- Known for: Cartoonist and businessperson
- Notable work: Los Kitos

= Martha Montoya =

American cartoonist

Martha Montoya is a Colombian-American cartoonist and businessperson. She is best known for her cartoon, Los Kitos.

== Early life and education ==

Montoya grew up in Bogotá, Colombia and spent many years in the children's hospital where she was being treated for a kidney problem. While in the hospital, she began drawing to amuse herself and other children. When she was 15, she used her drawing skills to help teach English at the school her parents ran. Later, she went to college where she majored in biology and chemistry.

== Career ==
At age 23, Montoya moved to Newport Beach, California, where she worked as a maid. She quickly got a new job as a high school librarian, and then later on became an international agricultural development consultant. In 1995, she licensed her characters, collectively called "Los Kitos." Her comic strip began to run in dozens of publications in 1996. By 1999, the strip was featured in 222 newspapers. The newspaper La Opinión gave her her first break. Montoya branched out into working with corporate partners, such as Bank of America who commissioned her to create a bilingual coloring book that would teach children about banking services.

Montoya licensed her characters to appear on radio, working with the Canal Continental radio network. In 1999, she was in negotiations to have Los Kitos turned into an animated show. In 2001, she partnered with Stauffer Biscuit Company to create various baked goods featuring the characters from Los Kitos. Montoya partnered with La Opinion in 2002 to help create Notikitos (News 4 Kids).

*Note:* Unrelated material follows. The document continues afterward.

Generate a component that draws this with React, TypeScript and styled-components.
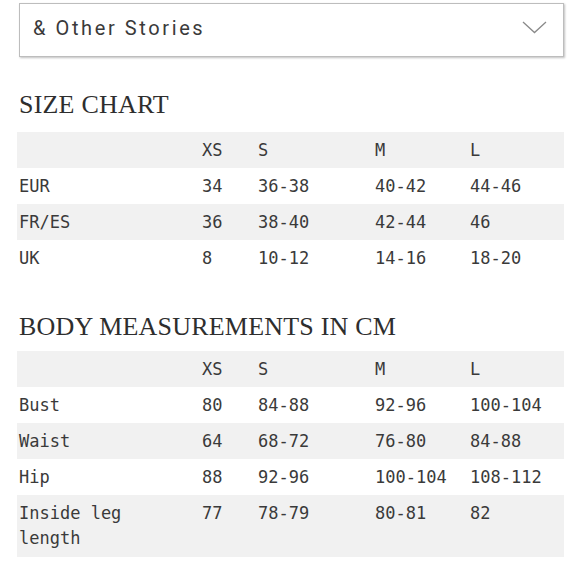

Montoya went back into agriculture in 2010, founding Los Kitos Produce and Farms in Orange, California. Montoya was appointed to the advisory board of the California Department of Food and Agriculture, with a term ending in January 2020. Montoya has also served as president of the National Association of Hispanic Publications (NAHP).

Montoya is the creator of AG tools, a software for agricultural data used by cultivators and buyers to increase production efficiency.